There was only one crucifixion, so the three references to it and its immediate impact refer to a single event at a precise time in earth’s history. The contexts indicate the references are contemporaneous and in this spatio-temporal study the shedding of the blood of the Lamb is an example of a time-parallel, which is like a text parallel but with a chronological component; it is the controlling event in the story in Revelation (see Macrostructure Model, Figure 1).
[1] 12:1 is an intentional ‘uncharacteristically abrupt fresh start’ to the vision (Bauckham, 1993b: 15) but Aune suggests 11:19 is an introduction to 12:1-17 and a conclusion to 11:15-18, based upon literary internal structures and external forms (Aune, 1998: 661).
[2] Aune, 1998: 680-682. Israel is ‘the people amongst whom Christ was born (… and) the Church and the true Israel are in one sense identical’; the mother bears ‘the Messiah and His servants’ (sic) (Kiddle, 1940: 223, 226; so Collins, 1976: 107, Osborne, 2002: 456, Smalley, 2005: 315); or, the mother may be the Church, and her child the messianic community (Resseguie, 2009: 171). Pagan myth or specific non-canonical text allusions are uncertain but the apocalyptic genre would have been familiar to early audiences (Bauckham, 1993b: xi, xvii).

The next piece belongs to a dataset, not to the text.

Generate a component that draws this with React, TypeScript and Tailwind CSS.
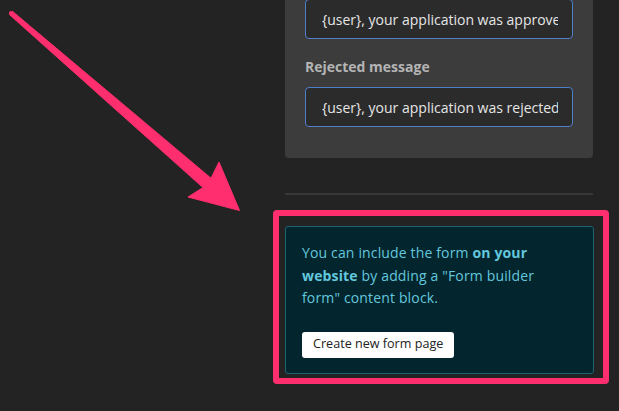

[3] John sees the one seated on the throne and the encircling emerald-like rainbow (4:3). It is my belief that the rainbow represents the enthroned Spirit who is intrinsic to the image of the one seated, not the throne-room. The rainbow is reminiscent of the aurora borealis (an ephemeral green curtain in the sky) which looks like a celestial wind; it would have been familiar to travellers from the very far north. The dragon has no equivalence.